▸ THE PROBLEM:
Pick every line from the data that holds the word "components".
□ □ □ □
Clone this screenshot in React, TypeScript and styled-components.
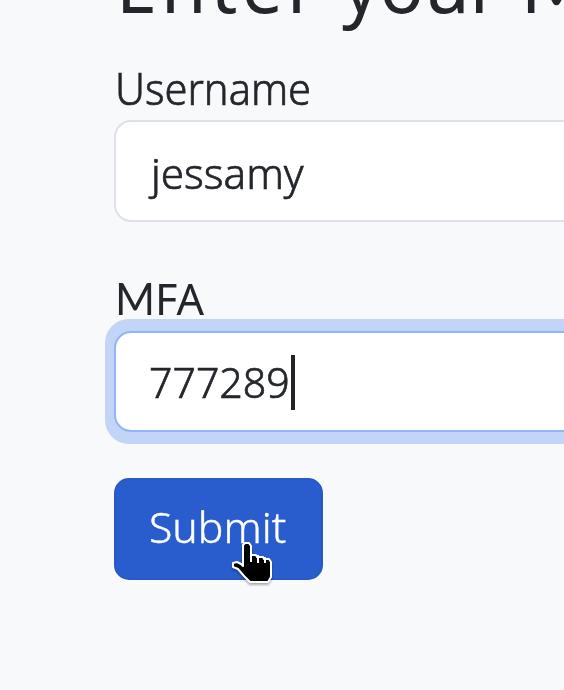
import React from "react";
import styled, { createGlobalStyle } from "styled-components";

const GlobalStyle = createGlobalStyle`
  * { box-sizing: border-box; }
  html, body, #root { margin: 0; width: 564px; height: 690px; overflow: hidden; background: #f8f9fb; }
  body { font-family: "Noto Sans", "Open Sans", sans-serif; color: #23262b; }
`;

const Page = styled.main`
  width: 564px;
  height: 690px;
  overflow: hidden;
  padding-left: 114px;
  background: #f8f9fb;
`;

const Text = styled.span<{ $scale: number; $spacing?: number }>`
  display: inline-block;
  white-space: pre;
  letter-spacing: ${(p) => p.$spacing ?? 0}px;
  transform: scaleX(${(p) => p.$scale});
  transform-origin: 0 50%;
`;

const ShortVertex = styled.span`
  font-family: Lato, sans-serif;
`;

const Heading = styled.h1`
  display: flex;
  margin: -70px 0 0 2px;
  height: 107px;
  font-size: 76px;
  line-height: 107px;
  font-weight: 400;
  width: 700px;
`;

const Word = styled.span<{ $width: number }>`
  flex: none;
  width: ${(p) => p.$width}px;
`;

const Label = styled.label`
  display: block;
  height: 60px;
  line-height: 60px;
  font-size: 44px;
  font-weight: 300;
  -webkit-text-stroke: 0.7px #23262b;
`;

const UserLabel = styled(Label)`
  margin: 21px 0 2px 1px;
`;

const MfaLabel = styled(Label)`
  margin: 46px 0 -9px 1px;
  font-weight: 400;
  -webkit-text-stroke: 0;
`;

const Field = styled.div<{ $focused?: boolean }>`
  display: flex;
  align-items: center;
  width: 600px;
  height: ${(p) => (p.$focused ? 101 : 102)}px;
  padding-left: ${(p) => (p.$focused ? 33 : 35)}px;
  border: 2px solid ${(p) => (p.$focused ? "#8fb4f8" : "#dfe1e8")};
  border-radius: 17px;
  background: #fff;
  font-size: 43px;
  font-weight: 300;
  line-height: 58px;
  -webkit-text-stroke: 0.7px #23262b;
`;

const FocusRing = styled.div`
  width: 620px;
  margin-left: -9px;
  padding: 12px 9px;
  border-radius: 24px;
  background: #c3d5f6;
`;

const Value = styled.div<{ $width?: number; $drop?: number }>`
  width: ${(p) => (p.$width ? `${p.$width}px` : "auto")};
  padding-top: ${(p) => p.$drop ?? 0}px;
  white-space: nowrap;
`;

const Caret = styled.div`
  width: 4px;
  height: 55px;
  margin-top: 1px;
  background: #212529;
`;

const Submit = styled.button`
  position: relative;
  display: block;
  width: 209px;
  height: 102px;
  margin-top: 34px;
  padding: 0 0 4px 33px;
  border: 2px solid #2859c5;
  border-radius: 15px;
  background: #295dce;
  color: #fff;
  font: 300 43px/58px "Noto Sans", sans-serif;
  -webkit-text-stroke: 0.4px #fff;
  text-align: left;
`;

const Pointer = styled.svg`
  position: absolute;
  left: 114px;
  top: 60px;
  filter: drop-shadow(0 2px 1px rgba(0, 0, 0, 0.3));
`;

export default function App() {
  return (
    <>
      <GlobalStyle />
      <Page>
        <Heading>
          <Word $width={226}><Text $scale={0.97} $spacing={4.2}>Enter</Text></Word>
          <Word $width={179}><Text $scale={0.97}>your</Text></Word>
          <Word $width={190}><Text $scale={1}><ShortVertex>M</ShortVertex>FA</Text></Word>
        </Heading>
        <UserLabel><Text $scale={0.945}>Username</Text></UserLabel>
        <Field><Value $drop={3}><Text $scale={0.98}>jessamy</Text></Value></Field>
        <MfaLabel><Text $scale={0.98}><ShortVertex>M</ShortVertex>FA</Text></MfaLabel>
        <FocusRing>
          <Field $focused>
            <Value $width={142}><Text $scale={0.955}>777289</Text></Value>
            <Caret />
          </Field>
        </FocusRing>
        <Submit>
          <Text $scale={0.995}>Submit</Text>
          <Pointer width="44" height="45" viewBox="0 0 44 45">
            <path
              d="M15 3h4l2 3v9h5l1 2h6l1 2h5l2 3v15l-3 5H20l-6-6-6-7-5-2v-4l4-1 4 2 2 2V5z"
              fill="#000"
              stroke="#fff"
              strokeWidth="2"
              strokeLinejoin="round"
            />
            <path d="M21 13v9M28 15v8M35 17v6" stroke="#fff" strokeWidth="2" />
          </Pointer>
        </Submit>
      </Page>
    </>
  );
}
□ □ □ □
▸ REPLY:
Clone this screenshot in React, TypeScript and styled-components.
import styled, { createGlobalStyle } from "styled-components";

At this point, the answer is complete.